Misinformation and missing information are problems that won’t go away. Case in point: Just listen to people talk about Fowler Lake Village. If built, some say, St. Paul street will be closed. Wrong. The condo owners at FLV will own lakefront property. Wrong. If the development isn’t built, the city will be on the hook for $6.4 million. Wrong. The city-owned playground that sits on the lake front, next to St. Paul’s will disappear. Wrong. The popular boardwalk will be interrupted. Wrong. There will be less public parking. Wrong. Condo owners will take some of the public parking. Wrong. The list of misinformation is extensive.
So what’s the solution? Yes the city has to do a better job disseminating information, but to its credit, it has taken action, including creating a website that is a major valuable information resource. But city staff and elected officials aren’t always able to easily share information.
For example, there are legal issues associated with the city holding an “informational” meeting on key issues or concerns. The state’s Open Meeting Law comes into play and there is a lot of gray area around how such meetings are conducted, who can attend, etc. In the past, the city has took the position that if such a meeting were held, it would probably requite a legal notice and a published agenda. Plus the meeting would probably be conducted as a meeting of the Common Council, which has its own set of procedural constraints, many of which don’t support or encourage open dialog or public discourse. Council meetings are working sessions for the aldermen; not public forums.
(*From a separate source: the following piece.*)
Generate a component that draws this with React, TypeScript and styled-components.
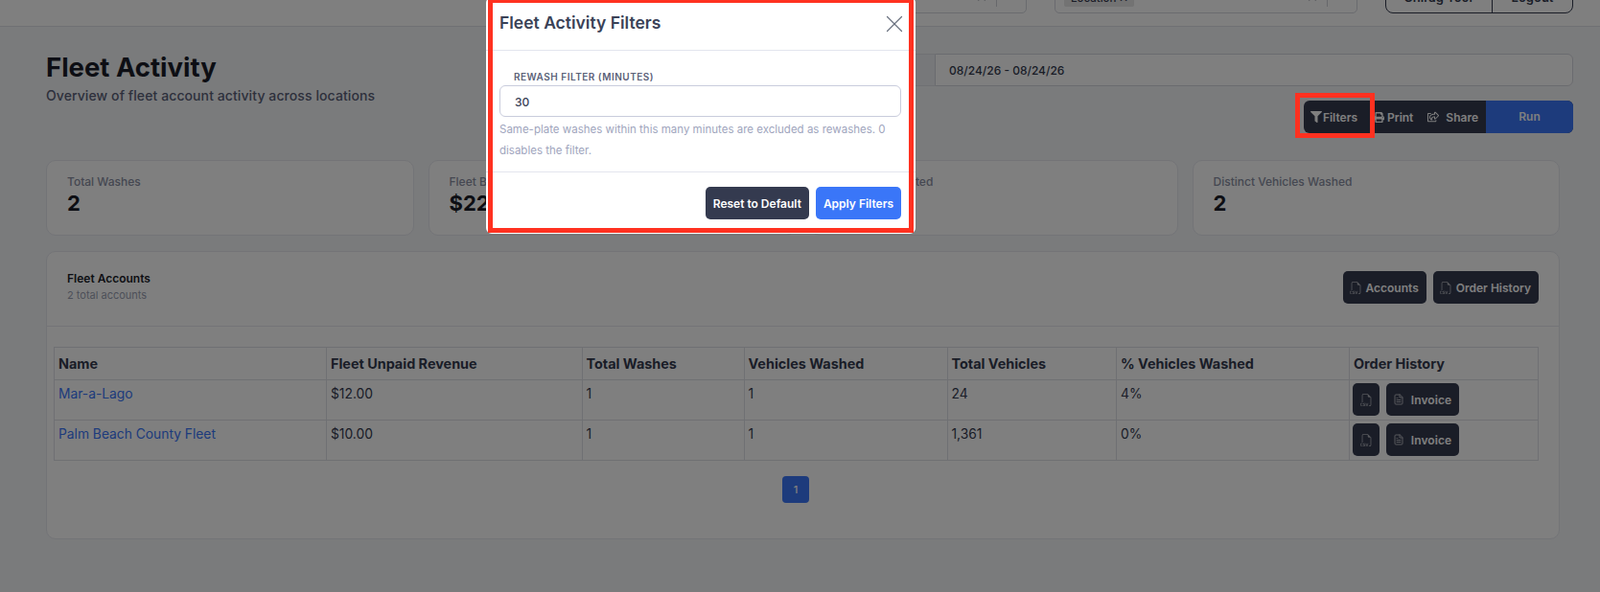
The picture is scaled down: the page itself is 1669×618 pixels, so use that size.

Another part of the solution involves greater diligence and information-gathering and dissemination by public media. Oconomowoc, unfortunately, doesn’t have a television or radio station (Beaver Dam, West Bend, and Watertown have newspapers and radio stations). Beaver Dam’s mayor has his own regular radio call-in show.
Oconomowoc also doesn’t have a locally owned, staffed, and housed newspaper. The old Oconomowoc Enterprise was a true community newspaper. The name still exists but the product, published out of Waukesha, pales in comparison, due in part to the financial constraints–low staffing, space limitations– that print newspapers have today. And of course, there is the new OCON2DAY, which, while local, has its own set of limitations.
The best solution ultimately involves not only multiple, different, and new channels, such as Facebook and Twitter, but also the recognition that each of us must be an active participant in the information-gathering and dissemination process. We must be proactive and participatory. It takes time, but to be accurately informed, we have to avail ourselves of these multiple sources of information. Don’t rely on your sister-in-law, who heard it from her boss, whose uncle is a developer in Pewaukee.
If you want information, it is there. You may have to dig for it, attend meetings, read reports, and make phone calls (start with your alderman), but accurate information is usually available from knowledgeable resources if you take the time to get it. It is your responsibility as a citizen to assume ownership for a major chunk of the process. Don’t let misinformation or missing information leave you wrong.